And Starring Michael Smerconish, as Himself

Can a man succeed in the rabidly partisan world of talk radio by reaching out to moderates and channeling his inner Larry David? With a new national audience (and a new book), Philly’s most powerful radio personality is putting his ass on the line to find out

Politics proved a natural outlet for all this relentless drive. “When I first met him, he was hard-core right-wing. He was Reagan, Rizzo, Right,” says public relations executive Larry Ceisler, one of his closest friends. “And he probably wasn’t the most socially tolerant person. He basically saw the world in black and white.” Smerconish ran for state rep at 24 and lost; later, post-law-school, he found himself in the Office of Housing and Urban Development during the administration of George H.W. Bush, his pin-striped suits and often glowering countenance conjuring an image of a younger, handsomer Karl Rove. After leaving government to join the storied Beasley law firm, he used his political connections to remake himself as a part-time political pundit, laying the foundation for his radio career, first at WWDB and then at ’PHT, where a very public snit with Scaglione in 2001 led to his contract not being renewed. Scaglione tattled to the Daily News’s Stu Bykofsky that Smerconish’s ratings were “mediocre” and that “the radio show is a hobby and not his career,” and Smerconish returned fire with vitriolic verve, leaking an e-mail sent six months earlier in which Scaglione had expressed his wish “to build the station around you.”

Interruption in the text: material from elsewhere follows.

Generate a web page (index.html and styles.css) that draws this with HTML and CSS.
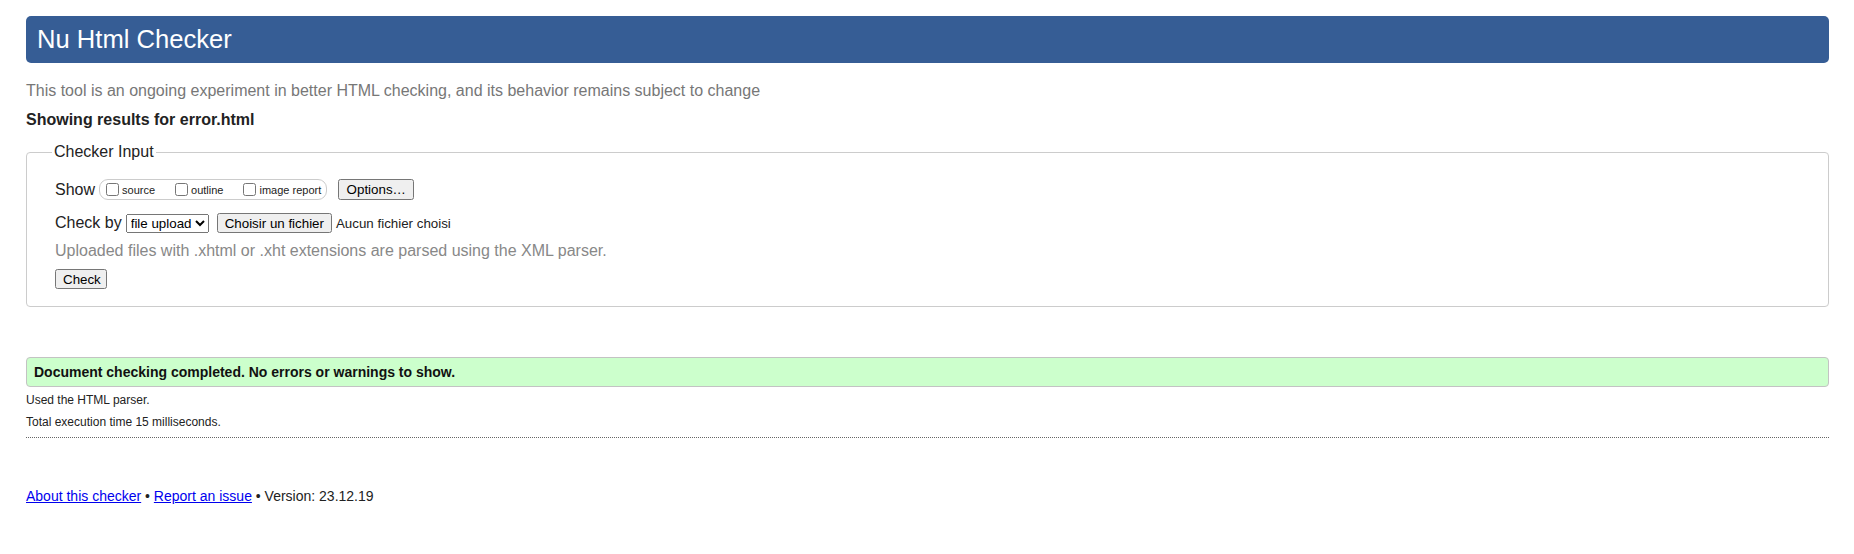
FILE: index.html
```html
<!DOCTYPE html>
<html lang="en">
<head>
<meta charset="utf-8">
<title>Showing results for error.html - Nu Html Checker</title>
<link rel="stylesheet" href="styles.css">
</head>
<body>
<h1 class="title">Nu Html Checker</h1>
<p class="tagline">This tool is an ongoing experiment in better HTML checking, and its behavior remains subject to change</p>
<p class="showing">Showing results for error.html</p>
<fieldset class="input">
  <legend class="input-legend">Checker Input</legend>
  <div class="row row-show">
    <span class="lbl">Show</span>
    <span class="checkboxes">
      <label class="cb"><input type="checkbox">source</label>
      <label class="cb"><input type="checkbox">outline</label>
      <label class="cb"><input type="checkbox">image report</label>
    </span>
    <button class="btn btn-options" type="button">Options…</button>
  </div>
  <div class="row row-check">
    <span class="lbl">Check by</span>
    <select class="sel"><option>file upload</option></select>
    <button class="btn btn-file" type="button">Choisir un fichier</button>
    <span class="nofile">Aucun fichier choisi</span>
  </div>
  <p class="hint">Uploaded files with .xhtml or .xht extensions are parsed using the XML parser.</p>
  <div class="row row-submit">
    <button class="btn btn-check" type="button">Check</button>
  </div>
</fieldset>
<div class="success">Document checking completed. No errors or warnings to show.</div>
<p class="details">Used the HTML parser.</p>
<p class="details">Total execution time 15 milliseconds.</p>
<hr class="sep">
<p class="footer"><a href="#">About this checker</a> • <a href="#">Report an issue</a> • Version: 23.12.19</p>
</body>
</html>
```
FILE: styles.css
```css
html, body {
  background: #fff;
}
body {
  margin: 0;
  padding: 16px 25px 0 26px;
  font-family: "Liberation Sans", Arial, sans-serif;
  font-size: 16px;
  color: #222;
}
.title {
  margin: 0;
  background: #365d95;
  color: #fff;
  font-weight: normal;
  font-size: 25.6px;
  line-height: 29px;
  padding: 9px 11px;
  border-radius: 5px;
}
.tagline {
  margin: 19px 0 0;
  line-height: 18px;
  color: #777;
}
.showing {
  margin: 11px 0 0;
  line-height: 18px;
  font-weight: bold;
}
.input {
  margin: 14px 0 0;
  padding: 0 28px 17px;
  border: 1px solid #ccc;
  border-radius: 4px;
}
.input-legend {
  margin-left: -3px;
  padding: 0 2px;
  line-height: 18px;
}
.row {
  display: flex;
  align-items: center;
}
.row-show {
  margin-top: 18px;
  height: 21px;
}
.lbl {
  margin-right: 4px;
}
.checkboxes {
  display: flex;
  align-items: center;
  height: 19px;
  border: 1px solid #ccc;
  border-radius: 9px;
  padding: 0 5px 0 2px;
  font-size: 11px;
}
.cb {
  display: flex;
  align-items: center;
  margin-right: 16px;
}
.cb:last-child {
  margin-right: 0;
}
.cb input {
  margin: 0 3px 0 4px;
  width: 13px;
  height: 13px;
}
.btn {
  font-family: "Liberation Sans", Arial, sans-serif;
  font-size: 13.33px;
}
.btn-options {
  margin-left: 11px;
  height: 21px;
  width: 76px;
}
.row-check {
  margin-top: 13px;
  height: 20px;
}
.sel {
  font-family: "Liberation Sans", Arial, sans-serif;
  font-size: 13.33px;
  width: 83px;
  height: 19px;
}
.btn-file {
  margin-left: 8px;
  height: 20px;
}
.nofile {
  margin-left: 4px;
  font-size: 13.33px;
}
.hint {
  margin: 9px 0 0;
  line-height: 18px;
  color: #888;
}
.row-submit {
  margin-top: 9px;
}
.btn-check {
  height: 20px;
  width: 52px;
}
.success {
  margin-top: 50px;
  background: #ccffcc;
  border: 1px solid #c3c3c3;
  border-radius: 4px;
  padding: 0 7px;
  height: 28px;
  line-height: 28px;
  font-size: 14px;
  font-weight: bold;
  color: #111;
}
.details {
  margin: 6px 0 0;
  font-size: 12px;
  line-height: 14px;
  color: #222;
}
.details + .details {
  margin-top: 8px;
}
.sep {
  margin: 8px 0 0;
  border: 0;
  border-top: 1px dotted #666;
  height: 0;
}
.footer {
  margin: 50px 0 0;
  font-size: 14px;
  line-height: 16px;
  color: #222;
}
.footer a {
  color: #0000ee;
}
```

Scaglione later begged — and got — Smerconish to return, and in 2003 Smerconish gave up law and committed to a career in media, doing the ’PHT show, penning newspaper columns, and foraying into guest stints as a “conservative” talking head in the company of Bill O’Reilly and Glenn Beck. His show became must listening for the power crowd that ran Philadelphia. “He was networked in, which goes back to his political years,” says Ceisler. “He knew a lot of people.”

Smerconish’s journey to a new political philosophy, if not a new political identity, has been just as public. He joined a cadre of other high-profile GOPers (most notably The Atlantic’s Andrew Sullivan) who spent the better part of the last decade hand-wringing over the slow death of the Reagan era’s ideals of a strong defense and small government, watching helplessly as the far-right faction of the party veered the Bush administration into two unwinnable wars and profligate spending. Smerconish often mused on the air about his deep concerns with the party’s direction. The nadir came last year in the Denver airport, when he looked up from his USA Today to see a television monitor announcing that Sarah Palin had been selected as John McCain’s running mate. Disappointed — he believed Tom Ridge was the best choice — Smerconish headed to Minnesota for the GOP convention, where on his way to hear Palin’s acceptance speech he bumped into none other than Comcast exec David L. Cohen.

“You’re about to be wowed,” Cohen told him.

“You’ve got to be shitting me,” Smerconish replied, still skeptical. “By Sarah Palin?

“No, I’m telling you. I met her, and she’s really more impressive than people are giving her credit for.”